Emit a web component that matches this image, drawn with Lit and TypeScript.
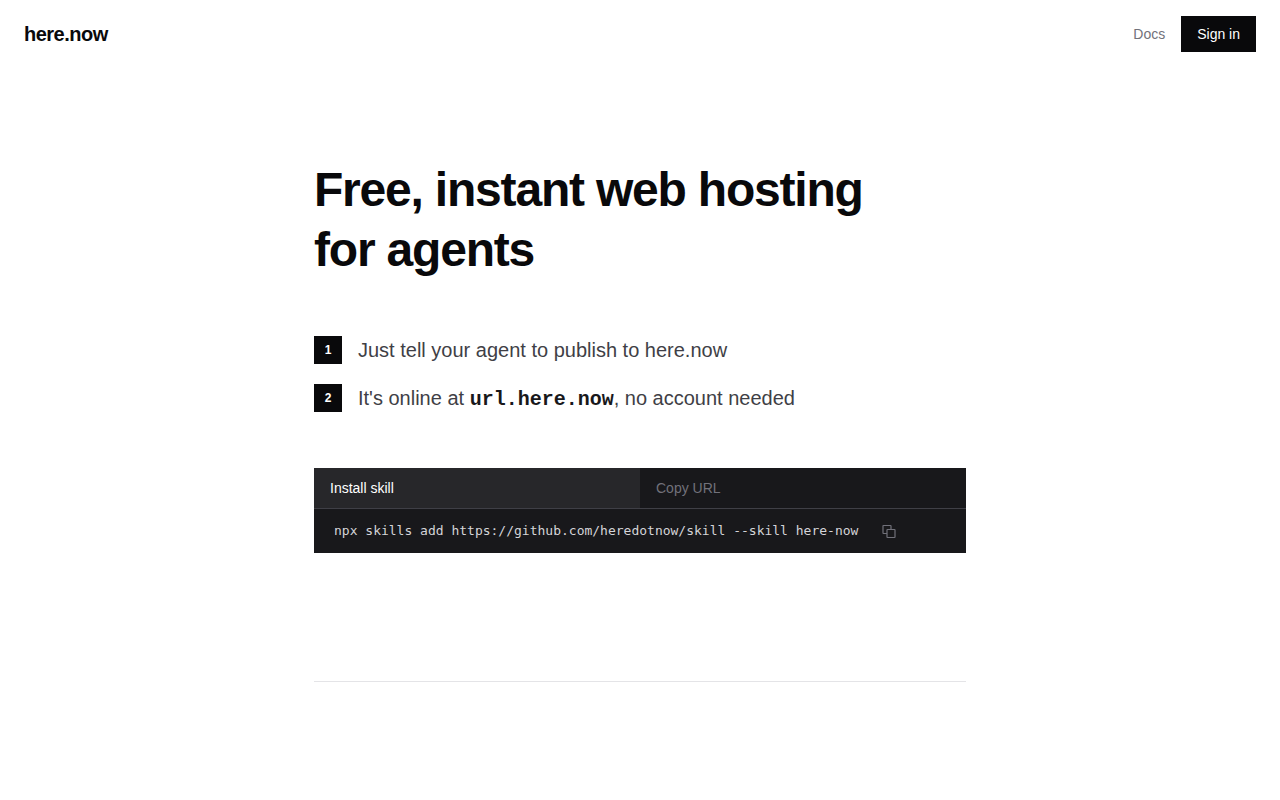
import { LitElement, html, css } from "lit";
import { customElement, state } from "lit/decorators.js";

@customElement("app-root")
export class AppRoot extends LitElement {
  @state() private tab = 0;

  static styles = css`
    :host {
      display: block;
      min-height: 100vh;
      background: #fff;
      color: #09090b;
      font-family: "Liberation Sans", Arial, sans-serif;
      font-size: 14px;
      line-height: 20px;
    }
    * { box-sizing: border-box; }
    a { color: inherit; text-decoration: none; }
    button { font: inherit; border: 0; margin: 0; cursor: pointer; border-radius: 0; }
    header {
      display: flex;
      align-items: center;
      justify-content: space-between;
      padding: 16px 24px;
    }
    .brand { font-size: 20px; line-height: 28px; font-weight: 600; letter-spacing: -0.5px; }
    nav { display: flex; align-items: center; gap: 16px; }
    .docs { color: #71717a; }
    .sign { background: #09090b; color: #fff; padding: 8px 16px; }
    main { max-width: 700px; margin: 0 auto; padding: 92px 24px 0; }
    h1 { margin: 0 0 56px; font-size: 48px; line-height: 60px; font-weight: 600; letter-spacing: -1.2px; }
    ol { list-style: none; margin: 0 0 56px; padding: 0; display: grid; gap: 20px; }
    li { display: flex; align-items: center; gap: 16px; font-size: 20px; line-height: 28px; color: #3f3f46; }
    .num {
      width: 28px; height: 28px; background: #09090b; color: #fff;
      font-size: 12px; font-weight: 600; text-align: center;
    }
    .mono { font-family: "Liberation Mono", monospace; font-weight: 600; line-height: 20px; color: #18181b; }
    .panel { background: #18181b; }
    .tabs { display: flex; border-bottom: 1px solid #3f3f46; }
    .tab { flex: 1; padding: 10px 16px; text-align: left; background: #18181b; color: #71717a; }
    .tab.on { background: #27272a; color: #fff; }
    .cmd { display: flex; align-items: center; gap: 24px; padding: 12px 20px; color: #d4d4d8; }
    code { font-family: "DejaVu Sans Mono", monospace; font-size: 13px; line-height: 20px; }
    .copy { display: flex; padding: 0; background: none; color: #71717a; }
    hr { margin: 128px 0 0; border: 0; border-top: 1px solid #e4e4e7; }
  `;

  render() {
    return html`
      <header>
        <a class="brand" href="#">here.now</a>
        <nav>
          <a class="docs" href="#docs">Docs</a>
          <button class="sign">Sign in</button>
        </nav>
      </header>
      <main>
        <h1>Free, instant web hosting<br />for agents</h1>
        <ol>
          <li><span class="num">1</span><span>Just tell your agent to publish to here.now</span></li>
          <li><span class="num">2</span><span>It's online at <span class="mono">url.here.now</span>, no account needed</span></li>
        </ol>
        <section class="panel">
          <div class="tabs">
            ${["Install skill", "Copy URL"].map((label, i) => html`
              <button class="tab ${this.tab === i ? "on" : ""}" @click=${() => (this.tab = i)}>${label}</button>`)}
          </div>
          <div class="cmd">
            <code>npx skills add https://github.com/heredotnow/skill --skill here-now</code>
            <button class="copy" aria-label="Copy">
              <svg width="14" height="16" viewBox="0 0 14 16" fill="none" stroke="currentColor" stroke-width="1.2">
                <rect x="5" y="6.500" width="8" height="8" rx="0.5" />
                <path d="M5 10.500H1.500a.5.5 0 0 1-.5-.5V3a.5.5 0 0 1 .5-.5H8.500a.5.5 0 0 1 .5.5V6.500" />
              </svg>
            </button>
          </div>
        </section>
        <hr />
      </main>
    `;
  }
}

Task statement:
Starting with the first line of the data above and ending with the line containing "private tab = 0;", please restate every line exactly, leaving images out.

Reply:
Emit a web component that matches this image, drawn with Lit and TypeScript.
import { LitElement, html, css } from "lit";
import { customElement, state } from "lit/decorators.js";

@customElement("app-root")
export class AppRoot extends LitElement {
  @state() private tab = 0;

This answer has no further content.